**Aim of the exercise:**
Everything from the first line of the data below through the line that contains "</deploy-page>" should be written out exactly, please, and nothing more; the pictures stay out.

**Recorded information:**
********

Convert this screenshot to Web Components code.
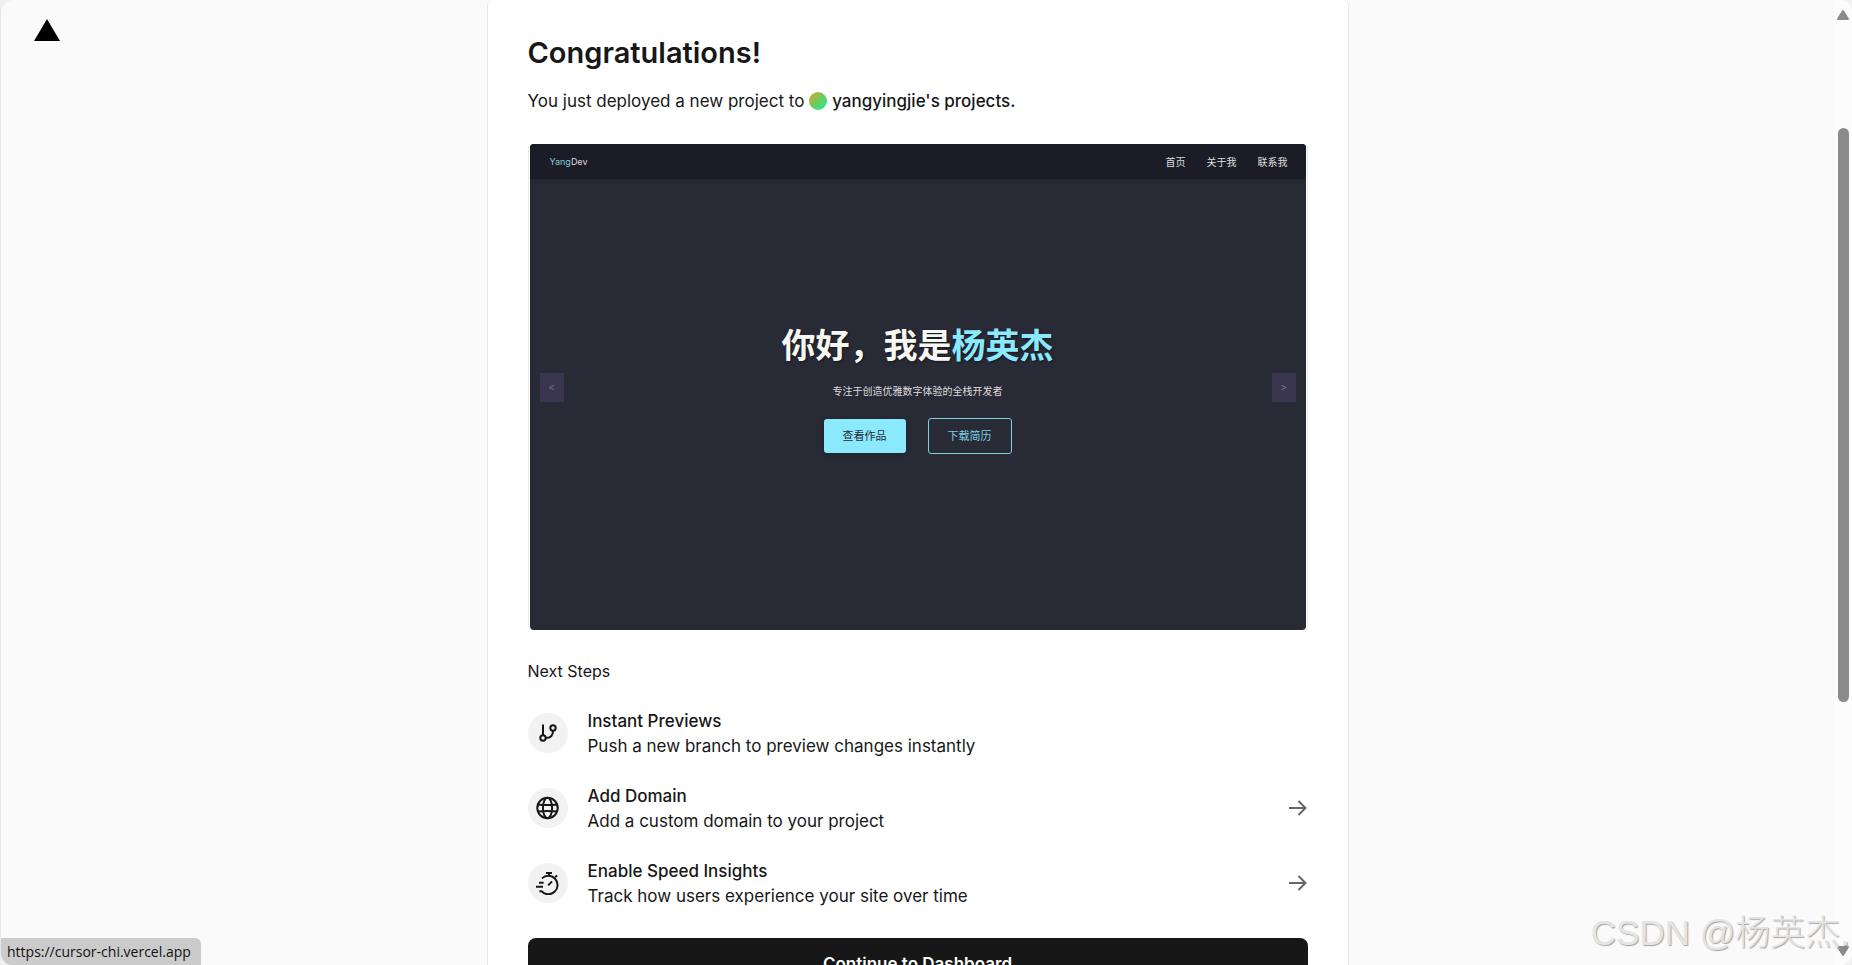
<!DOCTYPE html>
<html lang="en">
<head>
<meta charset="utf-8">
<title>Congratulations!</title>
<style>
  body {
    margin: 0;
    height: 100vh;
    overflow: hidden;
    background: #f1f1f1;
    color: #171717;
    font-family: Inter, "Liberation Sans", "Noto Sans CJK SC", sans-serif;
    font-size: 17px;
  }
</style>
</head>
<body>
<deploy-page>
  <deploy-card>
    <site-preview></site-preview>
    <next-step slot="steps" icon="branch" title="Instant Previews">Push a new branch to preview changes instantly</next-step>
    <next-step slot="steps" icon="globe" title="Add Domain" link="#domain">Add a custom domain to your project</next-step>
    <next-step slot="steps" icon="speed" title="Enable Speed Insights" link="#insights">Track how users experience your site over time</next-step>
  </deploy-card>
</deploy-page>

<script>
const icons = {
  branch: `
    <svg width="18" height="18" viewBox="0 0 18 18" fill="none" stroke="currentColor" stroke-width="2">
      <circle cx="4" cy="14" r="2.7"/>
      <circle cx="14" cy="4" r="2.7"/>
      <path d="M4 0.5V11.3M14 6.7C14 11 11.5 14 6.7 14"/>
    </svg>`,
  globe: `
    <svg width="24" height="24" viewBox="0 0 24 24" fill="none" stroke="currentColor" stroke-width="2">
      <circle cx="11.5" cy="12" r="10.2"/>
      <ellipse cx="11.5" cy="12" rx="4.6" ry="10.2"/>
      <path d="M1.8 8.5Q11.5 9.6 21.2 8.5M1.8 15.5Q11.5 14.4 21.2 15.5"/>
    </svg>`,
  speed: `
    <svg width="24" height="24" viewBox="0 0 24 24" fill="none" stroke="currentColor" stroke-width="2">
      <path d="M6 7.4A9.2 9.2 0 1 1 5.5 20.2H3.4"/>
      <path d="M10 2H16M13 2V5M19 6L21.2 4.6M12.2 14.4L16 10.4"/>
      <path d="M3 11.8H7.6M0 15.8H7"/>
    </svg>`
}

class DeployPage extends HTMLElement {
  constructor() {
    super()
    this.attachShadow({ mode: "open" })

    this.shadowRoot.innerHTML = `
      <div class="frame">
        <a class="logo" href="#home" aria-label="Home">
          <svg width="26" height="22" viewBox="0 0 26 22"><path d="M13 0L26 22H0Z"/></svg>
        </a>
        <main><slot></slot></main>
      </div>
      <scroll-rail></scroll-rail>
      <div class="status">https://cursor-chi.vercel.app</div>
      <div class="mark">CSDN @杨英杰.</div>

      <style>
        :host {
          display: flex;
          position: relative;
          height: 100vh;
          box-sizing: border-box;
          overflow: hidden;
          background: #fafafa;
          border-left: 1px solid #e6e6e6;
          border-radius: 12px;
        }
        .frame {
          flex: 1;
          min-width: 0;
        }
        main {
          display: flex;
          justify-content: center;
        }
        .logo {
          position: absolute;
          left: 33px;
          top: 19px;
          color: black;
        }
        svg {
          display: block;
        }
        .status {
          position: absolute;
          left: -1px;
          bottom: 0;
          padding: 0 10px 0 7px;
          line-height: 27px;
          background: #cbcbcb;
          color: #111;
          border-top-right-radius: 6px;
          font-family: "Open Sans", sans-serif;
          font-size: 14px;
        }
        .mark {
          position: absolute;
          right: 2px;
          bottom: 8px;
          color: #e4e4e4;
          font-family: "Liberation Sans", "Noto Sans CJK SC", sans-serif;
          font-size: 35px;
          font-weight: 300;
          line-height: 48px;
          text-shadow: 1px 1px 1px #a4a4a4;
          pointer-events: none;
        }
      </style>
    `
  }
}

class ScrollRail extends HTMLElement {
  constructor() {
    super()
    this.attachShadow({ mode: "open" })

    this.shadowRoot.innerHTML = `
      <svg viewBox="0 0 12 10"><path d="M6 1L11 9H1Z"/></svg>
      <div class="track"><div class="thumb"></div></div>
      <svg viewBox="0 0 12 10"><path d="M1 1H11L6 9Z"/></svg>

      <style>
        :host {
          display: flex;
          flex-direction: column;
          align-items: center;
          gap: 10px;
          width: 18px;
          padding: 10px 0 9px;
          box-sizing: border-box;
          background: #fcfcfc;
        }
        svg {
          width: 12px;
          height: 10px;
          fill: #8b8b8b;
          stroke: #8b8b8b;
          stroke-width: 2;
          stroke-linejoin: round;
        }
        .track {
          flex: 1;
          display: grid;
          grid-template-rows: 98fr 574fr 234fr;
        }
        .thumb {
          grid-row: 2;
          width: 11px;
          border-radius: 6px;
          background: #8b8b8b;
        }
      </style>
    `
  }
}

class DeployCard extends HTMLElement {
  constructor() {
    super()
    this.attachShadow({ mode: "open" })

    this.shadowRoot.innerHTML = `
      <h1>Congratulations!</h1>
      <p>You just deployed a new project to <span class="avatar"></span><b>yangyingjie's projects.</b></p>
      <slot></slot>
      <h2>Next Steps</h2>
      <div class="steps"><slot name="steps"></slot></div>
      <button type="button">Continue to Dashboard</button>

      <style>
        :host {
          display: block;
          width: 100%;
          max-width: 862px;
          box-sizing: border-box;
          padding: 33px 40px 40px;
          background: white;
          border: 1px solid #e6e6e6;
          border-top: none;
          border-radius: 6px;
        }
        h1 {
          margin: 0 0 16px;
          font-size: 29px;
          font-weight: 600;
          line-height: 40px;
        }
        p {
          display: flex;
          align-items: center;
          margin: 0 0 30px;
          line-height: 24px;
          white-space: pre;
        }
        b {
          font-weight: 500;
        }
        .avatar {
          width: 18px;
          height: 18px;
          margin-right: 5px;
          border-radius: 50%;
          background: linear-gradient(135deg, #e0a526, #6ccb60 50%, #1cf09c);
        }
        h2 {
          margin: 28px 0 24px;
          font-size: 16px;
          font-weight: 400;
          line-height: 24px;
        }
        .steps {
          display: flex;
          flex-direction: column;
          gap: 23px;
        }
        button {
          display: block;
          width: 100%;
          height: 50px;
          margin-top: 29px;
          padding: 2px 0 0;
          border: none;
          border-radius: 8px;
          background: #171717;
          color: white;
          font: 600 17px Inter, sans-serif;
        }
      </style>
    `
  }
}

class NextStep extends HTMLElement {
  constructor() {
    super()
    this.attachShadow({ mode: "open" })

    const title = this.getAttribute("title")
    const link = this.getAttribute("link")
    const tag = link ? "a" : "div"

    this.shadowRoot.innerHTML = `
      <${tag} class="row" ${link ? `href="${link}"` : ""}>
        <span class="icon">${icons[this.getAttribute("icon")]}</span>
        <span class="text"><strong>${title}</strong><slot></slot></span>
        ${link ? `
          <svg class="arrow" width="20" height="18" viewBox="0 0 20 18" fill="none" stroke="#666" stroke-width="2">
            <path d="M1 9H18M10.5 2L17.5 9L10.5 16"/>
          </svg>
        ` : ""}
      </${tag}>

      <style>
        :host {
          display: block;
        }
        .row {
          display: flex;
          align-items: center;
          gap: 20px;
          line-height: 25px;
          color: inherit;
          text-decoration: none;
        }
        .icon {
          display: flex;
          align-items: center;
          justify-content: center;
          width: 40px;
          height: 40px;
          border-radius: 50%;
          background: #f2f2f2;
        }
        .text {
          flex: 1;
          padding-top: 2px;
        }
        strong {
          display: block;
          font-weight: 500;
        }
      </style>
    `
  }
}

class SitePreview extends HTMLElement {
  constructor() {
    super()
    this.attachShadow({ mode: "open" })

    this.shadowRoot.innerHTML = `
      <div class="site" lang="zh-CN">
        <header>
          <span><i>Yang</i>Dev</span>
          <nav>
            <a href="#home">首页</a>
            <a href="#about">关于我</a>
            <a href="#contact">联系我</a>
          </nav>
        </header>
        <section>
          <button class="turn" type="button">&lt;</button>
          <div class="hero">
            <h3>你好，我是<i>杨英杰</i></h3>
            <p>专注于创造优雅数字体验的全栈开发者</p>
            <div class="actions">
              <a class="solid" href="#work">查看作品</a>
              <a class="outline" href="#resume">下载简历</a>
            </div>
          </div>
          <button class="turn" type="button">&gt;</button>
        </section>
      </div>

      <style>
        :host {
          display: block;
          padding: 1px;
          border: 1px solid #ebebeb;
          border-top: none;
          border-bottom: none;
          border-radius: 5px;
        }
        .site {
          display: flex;
          flex-direction: column;
          aspect-ratio: 776 / 486;
          overflow: hidden;
          border-radius: 4px;
          background: #282a36;
          color: #dededc;
          font-family: Inter, "Noto Sans CJK SC", sans-serif;
          font-size: 10px;
        }
        header {
          display: flex;
          align-items: center;
          justify-content: space-between;
          height: 35px;
          padding: 0 18px 0 20px;
          background: #1c1c26;
          box-shadow: 0 1px 4px #1c1c2680;
          font-size: 9px;
        }
        i {
          color: #8be9fd;
          font-style: normal;
        }
        header i {
          color: #7cc9dc;
        }
        nav {
          display: flex;
          gap: 21px;
          font-size: 10px;
        }
        a {
          color: inherit;
          text-decoration: none;
        }
        section {
          flex: 1;
          display: flex;
          align-items: center;
          justify-content: space-between;
          padding: 0 10px 35px;
        }
        .turn {
          width: 24px;
          height: 29px;
          padding: 0;
          border: none;
          background: #3b3650;
          color: #77718d;
          font: 10px Inter, sans-serif;
        }
        .hero {
          padding-top: 3px;
          text-align: center;
        }
        h3 {
          margin: 0 0 15px;
          color: #f8f8f2;
          font-size: 34px;
          line-height: 44px;
          text-shadow: 1px 1px 2px #15161d;
        }
        p {
          margin: 0 0 19px;
          line-height: 16px;
        }
        .actions {
          display: flex;
          align-items: center;
          justify-content: center;
          gap: 22px;
          font-size: 11px;
          line-height: 34px;
        }
        .solid {
          padding: 0 19px;
          border-radius: 3px;
          background: #8be9fd;
          color: #282a36;
          box-shadow: 0 1px 4px #15161d80;
        }
        .outline {
          padding: 0 19px;
          border: 1px solid #7cd0e2;
          border-radius: 3px;
          color: #7cd0e2;
        }
      </style>
    `
  }
}

customElements.define("deploy-page", DeployPage)
customElements.define("scroll-rail", ScrollRail)
customElements.define("deploy-card", DeployCard)
customElements.define("next-step", NextStep)
customElements.define("site-preview", SitePreview)
</script>
</body>
</html>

********

**Solution for this task:**
Convert this screenshot to Web Components code.
<!DOCTYPE html>
<html lang="en">
<head>
<meta charset="utf-8">
<title>Congratulations!</title>
<style>
  body {
    margin: 0;
    height: 100vh;
    overflow: hidden;
    background: #f1f1f1;
    color: #171717;
    font-family: Inter, "Liberation Sans", "Noto Sans CJK SC", sans-serif;
    font-size: 17px;
  }
</style>
</head>
<body>
<deploy-page>
  <deploy-card>
    <site-preview></site-preview>
    <next-step slot="steps" icon="branch" title="Instant Previews">Push a new branch to preview changes instantly</next-step>
    <next-step slot="steps" icon="globe" title="Add Domain" link="#domain">Add a custom domain to your project</next-step>
    <next-step slot="steps" icon="speed" title="Enable Speed Insights" link="#insights">Track how users experience your site over time</next-step>
  </deploy-card>
</deploy-page>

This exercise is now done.